O título em português até que tenta criar algum frisson, mas o cinema do diretor é o oposto do espetacular e do bombástico, alimentando-se da observação daquilo que é miúdo, transitório, quase imperceptível.

A francesa em questão é Iris (Isabelle Huppert), uma mulher de meia-idade, sem eira nem beira, que caminha com sua deselegância discreta por ruas e parques de Seul, entre um encontro e outro com suas alunas de francês e com o rapaz com quem divide um pequeno apartamento.

Fora do lugar

Com seu estilo despojado e contemplativo, feito de longos planos com poucos movimentos de câmera e um ou outro zoom inesperado, o cineasta compõe uma poesia do deslocamento, do acaso e da impermanência. A começar pelo fato de que a maior parte dos diálogos se dá em inglês – idioma que não é de nenhum dos falantes em cena –, tudo conflui para a sensação de descompasso, de desfoque, de “fora do lugar”.

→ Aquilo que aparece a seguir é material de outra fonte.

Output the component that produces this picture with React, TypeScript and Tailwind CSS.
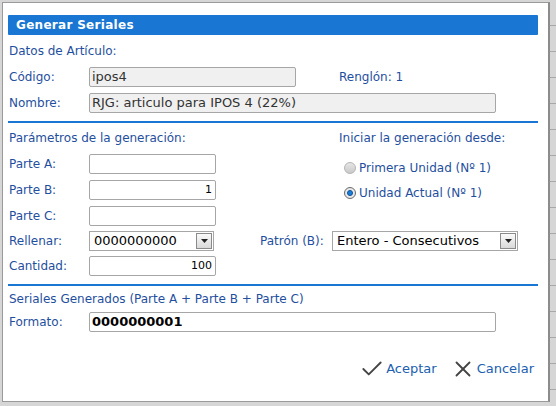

O olhar de Hong Sang-soo parece sempre colher seus personagens em momentos de descuido, com a ação (ou a conversa) já em curso, com as hesitações e imprevistos das situações não planejadas ou encenadas. Consta que ele fornece aos atores apenas as linhas gerais dos diálogos e deixa que se virem como puderem diante da câmera. Daí a sensação quase palpável de timidez e constrangimento de tantas conversas.

Mas não se trata de um mero registro preguiçoso da banalidade do cotidiano, e sim de uma tentativa de captar o inefável das pequenas cenas, dos pequenos gestos. Diante desse acúmulo de não-acontecimentos, o embate dramático, quando surge, ganha uma dimensão fulgurante, iluminadora.

É o que acontece, por exemplo, quando a mãe do jovem Inhuk (Ha Seong-guk) descobre que ele está vivendo com uma mulher mais velha que ele mal conhece (a francesa Iris) e lhe despeja todo um sermão sobre a “realidade da vida”. O rapaz, um sonhador aspirante a poeta e músico, vê Iris como um ser de luz, que “pratica o budismo na vida cotidiana”, e sua mãe, previdente e pragmática, diz que ele abriu sua casa para uma desconhecida possivelmente oportunista e mal-intencionada. É a eterna desavença entre cronópios e famas, de acordo com a célebre classificação de Cortázar.

Dúvida e desconcerto

A personagem da francesa, em sua trajetória errática e um tanto trôpega, serve para isso mesmo: trazer o desconcerto e a dúvida. Enquanto busca decifrar o território estranho à sua volta, ela própria é a estranha a ser decifrada pelos habitantes do território. Sua passagem, como a de um reagente químico, provoca vibrações, grandes ou pequenas, no entorno. Captar essas vibrações me parece ser a meta do cinema de Hong Sang-soo.

E para quem diz que os filmes do diretor são sempre iguais, pois sempre mostram gente conversando e bebendo soju em torno de uma mesa, desta vez há uma diferença: as conversas são regadas a makgeolli, uma bebida leitosa feita de arroz fermentado. O efeito, aparentemente, é o mesmo.